Unfortunately, PABBIS proponents overlook the fact that they have the ability, without a vote by the School Board, to influence and even control what their kids read. This itself ignores the basic fact that kids will see sex, violence, and drugs all around them in their daily lives. It is unfortunate, but students get raped, students abuse drugs, students have consensual sex with one another, and yes, these students are getting younger and younger. Books, however, are not to blame, but rather, lack of involvement from the support network each student is entitled to, and which many students lack. PABBIS also misses the bigger point that good literature, no matter what the targeted age group, is that which doesn’t inform what one thinks, but rather how one thinks and how one approaches issues and themes that have relevance in one’s life. PABBIS and their supporters on the School Board claim their basic parental rights are being infringed. However, they cannot and should not be allowed to rectify that by infringing on the rights of every other parent in Fairfax County. Communities must be aware that these efforts are underway and, in some places, have been very successful. If they are allowed to continue, groups such as PABBIS will ensure that the world in which students are educated is pristine, antiseptic, and wholly unlike that in which students live.
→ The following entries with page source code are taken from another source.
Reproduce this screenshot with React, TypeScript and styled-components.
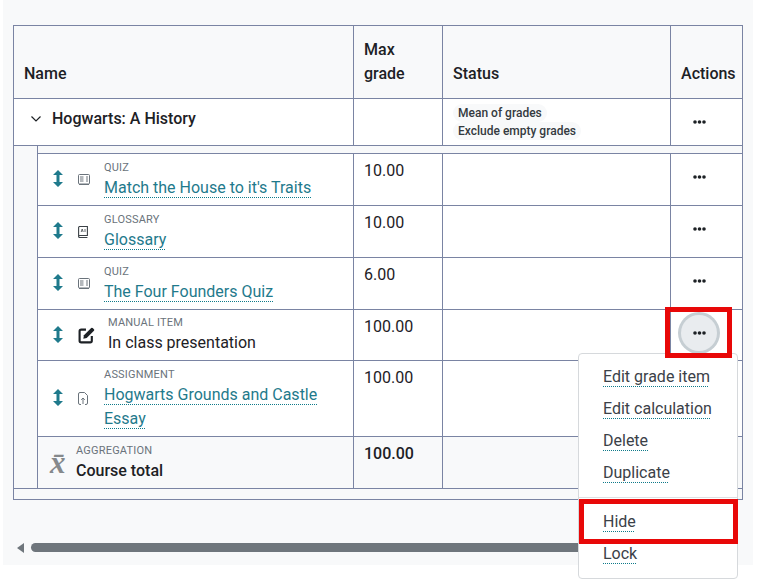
import React from "react";
import styled, { createGlobalStyle } from "styled-components";

const Global = createGlobalStyle`
  html, body { margin: 0; padding: 0; background: #fff; }
  body { min-height: 588px; font-family: Roboto, "Liberation Sans", sans-serif; font-size: 16px; color: #1d2125; }
`;

const Page = styled.div`
  position: relative;
  box-sizing: border-box;
  margin-left: 3px;
  width: 750px;
  height: 565px;
  padding: 25px 10px 0;
  background: #f8f9fa;
`;

const Table = styled.table`
  width: 730px;
  table-layout: fixed;
  border-collapse: collapse;
  line-height: 24px;
`;

const Row = styled.tr<{ $h: number }>`
  height: ${(p) => p.$h}px;
`;

const Th = styled.th`
  box-sizing: border-box;
  border: 1px solid #7a84a3;
  padding: 0 0 12px 10px;
  text-align: left;
  vertical-align: bottom;
  font-weight: 500;
  background: #f8f9fa;
`;

const NarrowTh = styled(Th)`
  padding-right: 30px;
`;

const Td = styled.td<{ $muted?: boolean; $bold?: boolean }>`
  box-sizing: border-box;
  border: 1px solid #7a84a3;
  padding: 5px 10px 0;
  vertical-align: top;
  background: ${(p) => (p.$muted ? "#f8f9fa" : "#fff")};
  font-weight: ${(p) => (p.$bold ? 500 : 400)};
`;

const BareTd = styled.td`
  border: 1px solid #7a84a3;
  padding: 0;
  background: #f8f9fa;
`;

const ActionTd = styled(Td)`
  padding: 5px 0 0 10px;
`;

const GroupTd = styled(Td)`
  padding: 0;
`;

const NameTd = styled(Td)`
  padding: 0;
  vertical-align: middle;
`;

const GroupName = styled.div`
  display: flex;
  align-items: center;
  height: 40px;
  padding-left: 16px;
  gap: 10px;
  font-weight: 500;
`;

const ItemName = styled.div<{ $pad?: number }>`
  display: flex;
  align-items: center;
  padding-left: ${(p) => p.$pad ?? 15}px;
`;

const Slot = styled.span<{ $w: number }>`
  flex: none;
  display: flex;
  align-items: center;
  width: ${(p) => p.$w}px;
`;

const MoveSvg = styled.svg`
  display: block;
  margin-top: -2px;
`;

const Gray = styled.svg`
  display: block;
  color: #6a737b;
`;

const Mean = styled.span`
  font-family: "Liberation Serif", serif;
  font-style: italic;
  font-weight: 700;
  font-size: 31px;
  line-height: 24px;
  color: #85898c;
  margin-left: 1px;
`;

const TextCol = styled.div`
  display: flex;
  flex-direction: column;
  min-width: 0;
`;

const Kind = styled.span`
  font-size: 11px;
  line-height: 16px;
  letter-spacing: 0.2px;
  text-transform: uppercase;
  color: #6a737b;
`;

const ItemLink = styled.a`
  color: #1f7a8c;
  text-decoration: underline dotted #0f7a8a 1px;
  text-underline-offset: 4px;
`;

const Strong = styled.span`
  font-weight: 500;
`;

const Pills = styled.div`
  display: flex;
  flex-direction: column;
  align-items: flex-start;
`;

const Pill = styled.span`
  padding: 0 5px;
  height: 18px;
  line-height: 18px;
  border-radius: 9px;
  background: #f8f9fa;
  font-size: 12px;
  font-weight: 500;
  color: #343a40;
`;

const DotsButton = styled.button<{ $active?: boolean }>`
  display: flex;
  align-items: center;
  justify-content: center;
  width: 36px;
  height: 36px;
  padding: 0;
  border: 0;
  border-radius: 50%;
  color: #1d2125;
  background: ${(p) => (p.$active ? "#e9ecef" : "transparent")};
  box-shadow: ${(p) => (p.$active ? "0 0 0 3px #c6ced3" : "none")};
`;

const Scrollbar = styled.div`
  display: flex;
  align-items: flex-start;
  gap: 7px;
  margin: 43px 0 0 4px;
  height: 10px;
`;

const ArrowLeft = styled.span`
  width: 0;
  height: 0;
  border-style: solid;
  border-width: 5px 7px 5px 0;
  border-color: transparent #6f767c transparent transparent;
`;

const Thumb = styled.div`
  width: 707px;
  height: 9px;
  border-radius: 5px 0 0 5px;
  background: #6f767c;
`;

const Menu = styled.div`
  position: absolute;
  left: 575px;
  top: 353px;
  box-sizing: border-box;
  width: 160px;
  height: 226px;
  padding: 7px 0 8px;
  background: #fff;
  border: 1px solid #d6d9dc;
  border-radius: 4px;
`;

const MenuItem = styled.div`
  height: 32px;
  line-height: 32px;
  padding-left: 24px;
  color: #3b4148;
`;

const MenuLink = styled.a`
  text-decoration: underline dotted #0f7a8a 1px;
  text-underline-offset: 4px;
`;

const MenuDivider = styled.div`
  height: 1px;
  margin: 8px 0;
  background: #dcdfe2;
`;

const Callout = styled.div<{ $l: number; $t: number; $w: number; $h: number }>`
  position: absolute;
  left: ${(p) => p.$l}px;
  top: ${(p) => p.$t}px;
  width: ${(p) => p.$w}px;
  height: ${(p) => p.$h}px;
  box-sizing: border-box;
  border: 5px solid #e80808;
`;

const MoveIcon = () => (
  <MoveSvg width="10" height="17" viewBox="0 0 10 17" fill="#1f7a8c">
    <path d="M5 0 10 5H6.5v7H10L5 17 0 12h3.5V5H0z" />
  </MoveSvg>
);

const Dots = () => (
  <svg width="13" height="4" viewBox="0 0 13 4" fill="#1d2125">
    <circle cx="2" cy="2" r="1.8" />
    <circle cx="6.5" cy="2" r="1.8" />
    <circle cx="11" cy="2" r="1.8" />
  </svg>
);

const EditIcon = () => (
  <svg width="17" height="17" viewBox="0 0 16 16" fill="none">
    <path d="M7.5 2.5H3A1.5 1.5 0 0 0 1.5 4v9A1.5 1.5 0 0 0 3 14.5h8.5A1.5 1.5 0 0 0 13 13V8.5" stroke="#1d2125" strokeWidth="2" />
    <path d="M5 11l.6-3.2L12.4 1a1 1 0 0 1 1.4 0l1.2 1.2a1 1 0 0 1 0 1.4L8.2 10.4z" fill="#1d2125" />
  </svg>
);

const QuizIcon = () => (
  <Gray width="12" height="11" viewBox="0 0 12 11" fill="none" stroke="currentColor" strokeWidth="1">
    <rect x="0.5" y="0.5" width="11" height="9.5" rx="1" />
    <path d="M2 3h3.5M2 5h3.5M2 7h3.5M8 3h2M8 5h2M8 7h2M1 10.5h10" />
  </Gray>
);

const GlossaryIcon = () => (
  <Gray width="10" height="12" viewBox="0 0 10 12" fill="none" stroke="#3c4247" strokeWidth="1.1">
    <path d="M.6 10.5V1.5a1 1 0 0 1 1-1h7.8v9H1.6a1 1 0 0 0-1 1 1 1 0 0 0 1 1h7.8" />
    <path d="M3.2 6l1-3 1 3M7 3v3" strokeWidth="0.8" />
  </Gray>
);

const AssignIcon = () => (
  <Gray width="10" height="13" viewBox="0 0 10 13" fill="none" stroke="currentColor" strokeWidth="1">
    <path d="M3 12.5H2a1.5 1.5 0 0 1-1.5-1.5V2A1.5 1.5 0 0 1 2 .5h4.5l3 3V11A1.5 1.5 0 0 1 8 12.5H7" />
    <path d="M5 12V6M3.2 7.8 5 6l1.8 1.8" />
  </Gray>
);

const Chevron = () => (
  <svg width="12" height="8" viewBox="0 0 12 8" fill="none" stroke="#1d2125" strokeWidth="1.2">
    <path d="M1.5 1.5 6 6l4.5-4.5" />
  </svg>
);

type Item = {
  kind: string;
  title: string;
  grade: string;
  icon: React.ReactNode;
  slot: number;
  h: number;
  link: boolean;
  active?: boolean;
};

const items: Item[] = [
  { kind: "Quiz", title: "Match the House to it's Traits", grade: "10.00", icon: <QuizIcon />, slot: 26, h: 52, link: true },
  { kind: "Glossary", title: "Glossary", grade: "10.00", icon: <GlossaryIcon />, slot: 26, h: 52, link: true },
  { kind: "Quiz", title: "The Four Founders Quiz", grade: "6.00", icon: <QuizIcon />, slot: 26, h: 52, link: true },
  { kind: "Manual item", title: "In class presentation", grade: "100.00", icon: <EditIcon />, slot: 30, h: 51, link: false, active: true },
  { kind: "Assignment", title: "Hogwarts Grounds and Castle Essay", grade: "100.00", icon: <AssignIcon />, slot: 26, h: 76, link: true },
];

const DotsCell = ({ active }: { active?: boolean }) => (
  <ActionTd>
    <DotsButton $active={active}>
      <Dots />
    </DotsButton>
  </ActionTd>
);

export default function App() {
  return (
    <>
      <Global />
      <Page>
        <Table>
          <colgroup>
            <col width="24" />
            <col width="316" />
            <col width="89" />
            <col width="228" />
            <col width="72" />
          </colgroup>
          <thead>
            <Row $h={73}>
              <Th colSpan={2}>Name</Th>
              <NarrowTh>Max grade</NarrowTh>
              <Th>Status</Th>
              <Th>Actions</Th>
            </Row>
          </thead>
          <tbody>
            <Row $h={47}>
              <GroupTd colSpan={2}>
                <GroupName>
                  <Chevron />
                  Hogwarts: A History
                </GroupName>
              </GroupTd>
              <Td />
              <Td>
                <Pills>
                  <Pill>Mean of grades</Pill>
                  <Pill>Exclude empty grades</Pill>
                </Pills>
              </Td>
              <DotsCell />
            </Row>
            <Row $h={8}>
              <BareTd rowSpan={7} />
              <BareTd colSpan={4} />
            </Row>
            {items.map((it) => (
              <Row $h={it.h} key={it.title}>
                <NameTd>
                  <ItemName>
                    <Slot $w={25}>
                      <MoveIcon />
                    </Slot>
                    <Slot $w={it.slot}>{it.icon}</Slot>
                    <TextCol>
                      <Kind>{it.kind}</Kind>
                      {it.link ? <span><ItemLink>{it.title}</ItemLink></span> : <span>{it.title}</span>}
                    </TextCol>
                  </ItemName>
                </NameTd>
                <Td>{it.grade}</Td>
                <Td />
                <DotsCell active={it.active} />
              </Row>
            ))}
            <Row $h={52}>
              <NameTd $muted>
                <ItemName $pad={11}>
                  <Slot $w={27}>
                    <Mean>x&#772;</Mean>
                  </Slot>
                  <TextCol>
                    <Kind>Aggregation</Kind>
                    <Strong>Course total</Strong>
                  </TextCol>
                </ItemName>
              </NameTd>
              <Td $muted $bold>100.00</Td>
              <Td $muted />
              <Td $muted />
            </Row>
            <Row $h={11}>
              <BareTd colSpan={5} />
            </Row>
          </tbody>
        </Table>
        <Scrollbar>
          <ArrowLeft />
          <Thumb />
        </Scrollbar>
        <Menu>
          <MenuItem><MenuLink>Edit grade item</MenuLink></MenuItem>
          <MenuItem><MenuLink>Edit calculation</MenuLink></MenuItem>
          <MenuItem><MenuLink>Delete</MenuLink></MenuItem>
          <MenuItem><MenuLink>Duplicate</MenuLink></MenuItem>
          <MenuDivider />
          <MenuItem><MenuLink>Hide</MenuLink></MenuItem>
          <MenuItem><MenuLink>Lock</MenuLink></MenuItem>
        </Menu>
        <Callout $l={662} $t={307} $w={67} $h={51} />
        <Callout $l={576} $t={499} $w={159} $h={45} />
      </Page>
    </>
  );
}
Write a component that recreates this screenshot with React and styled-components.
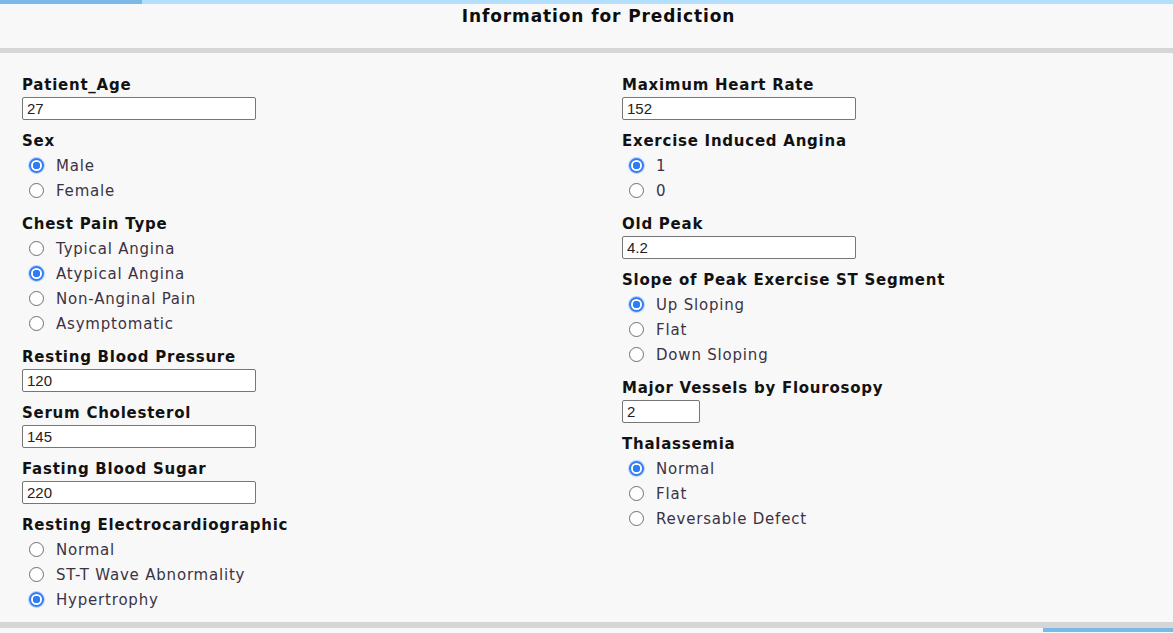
import React from 'react'
import styled, { createGlobalStyle } from 'styled-components'

const GlobalStyle = createGlobalStyle`
  html, body {
    margin: 0;
    padding: 0;
    background: #f8f8f8;
    font-family: "DejaVu Sans", "Open Sans", sans-serif;
  }
`

const leftFields = [
  { label: 'Patient_Age', type: 'text', value: '27' },
  { label: 'Sex', type: 'radio', options: ['Male', 'Female'], checked: 0 },
  { label: 'Chest Pain Type', type: 'radio', options: ['Typical Angina', 'Atypical Angina', 'Non-Anginal Pain', 'Asymptomatic'], checked: 1 },
  { label: 'Resting Blood Pressure', type: 'text', value: '120' },
  { label: 'Serum Cholesterol', type: 'text', value: '145' },
  { label: 'Fasting Blood Sugar', type: 'text', value: '220' },
  { label: 'Resting Electrocardiographic', type: 'radio', options: ['Normal', 'ST-T Wave Abnormality', 'Hypertrophy'], checked: 2 },
]

const rightFields = [
  { label: 'Maximum Heart Rate', type: 'text', value: '152' },
  { label: 'Exercise Induced Angina', type: 'radio', options: ['1', '0'], checked: 0 },
  { label: 'Old Peak', type: 'text', value: '4.2' },
  { label: 'Slope of Peak Exercise ST Segment', type: 'radio', options: ['Up Sloping', 'Flat', 'Down Sloping'], checked: 0 },
  { label: 'Major Vessels by Flourosopy', type: 'text', value: '2', small: true },
  { label: 'Thalassemia', type: 'radio', options: ['Normal', 'Flat', 'Reversable Defect'], checked: 0 },
]

let Field = ({ field, name }) => {
  if (field.type === 'text') {
    return (
      <Group>
        <Label>{field.label}</Label>
        <TextInput type="text" defaultValue={field.value} small={field.small ? 1 : 0} />
      </Group>
    )
  }
  return (
    <Group>
      <Label>{field.label}</Label>
      <Options>
        {field.options.map((opt, i) => (
          <RadioRow key={opt}>
            <Radio type="radio" name={name} defaultChecked={i === field.checked} />
            <RadioText>{opt}</RadioText>
          </RadioRow>
        ))}
      </Options>
    </Group>
  )
}

let App = () => {
  return (
    <Page>
      <GlobalStyle />
      <Strip>
        <StripSegment dark width="142px" />
        <StripSegment />
      </Strip>
      <Header>
        <Title>Information for Prediction</Title>
      </Header>
      <Divider />
      <Form>
        <Column>
          {leftFields.map((f, i) => <Field key={f.label} field={f} name={'l' + i} />)}
        </Column>
        <Column>
          {rightFields.map((f, i) => <Field key={f.label} field={f} name={'r' + i} />)}
        </Column>
      </Form>
      <Divider thick />
      <Strip>
        <StripSegment light />
        <StripSegment dark width="130px" />
      </Strip>
    </Page>
  )
}

export default App

const Page = styled.div`
  min-height: 633px;
  background: #f8f8f8;
`

const Strip = styled.div`
  display: flex;
  height: 4px;
`

const StripSegment = styled.div`
  flex: ${p => (p.width ? `0 0 ${p.width}` : '1')};
  background: ${p => (p.dark ? '#7bb9e8' : p.light ? '#f8f8f8' : '#b3dffd')};
`

const Header = styled.header`
  height: 44px;
  display: flex;
  justify-content: center;
  padding-left: 24px;
`

const Title = styled.h1`
  margin: 2px 0 0;
  font-size: 17px;
  line-height: 20px;
  font-weight: 700;
  color: #0d0d0d;
  letter-spacing: 0.9px;
`

const Divider = styled.div`
  height: ${p => (p.thick ? '6px' : '5px')};
  background: #d6d6d6;
`

const Form = styled.form`
  display: grid;
  grid-template-columns: 600px 1fr;
  padding: 22px 0 10px 22px;
`

const Column = styled.div`
  display: flex;
  flex-direction: column;
  gap: 11px;
`

const Group = styled.div`
  display: flex;
  flex-direction: column;
  align-items: flex-start;
`

const Label = styled.label`
  font-size: 15px;
  line-height: 20px;
  font-weight: 700;
  color: #121212;
  letter-spacing: 0.75px;
`

const TextInput = styled.input`
  box-sizing: border-box;
  margin-top: 2px;
  width: ${p => (p.small ? '78px' : '234px')};
  height: 23px;
  padding: 0 4px;
  border: 1px solid #767676;
  border-radius: 2px;
  background: #fff;
  font-family: "Liberation Sans", sans-serif;
  font-size: 15px;
  color: #222;
  outline: none;
`

const Options = styled.div`
  margin-top: 2px;
  display: flex;
  flex-direction: column;
`

const RadioRow = styled.div`
  height: 25px;
  display: flex;
  align-items: center;
  padding-left: 7px;
  gap: 12px;
`

const Radio = styled.input`
  appearance: none;
  box-sizing: border-box;
  margin: 0;
  width: 15px;
  height: 15px;
  border-radius: 50%;
  border: 1px solid #6f6f6f;
  background: #fff;
  &:checked {
    border: 2px solid #2f7cf6;
    background: radial-gradient(circle, #2f7cf6 0 3.5px, #fff 4px);
    box-shadow: 0 0 0 1px #b9d3fb;
  }
`

const RadioText = styled.span`
  font-size: 15px;
  color: #3b3344;
  letter-spacing: 0.8px;
`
This piece is dedicated to Ms. Joanne DeMaria, who passed away prematurely on June 20, 2003. Ms. DeMaria was my sixth grade teacher, and my life has since been forever changed by not only what she taught, but more importantly by the way she taught it. She never shied away from difficult topics or words, but instead entrusted us with our own early budding adulthood to think about and discuss those things as maturely as thirty 11-year olds could, and guided us every step of the way. In many ways, we need her now more than ever, and she is sorely, sorely missed.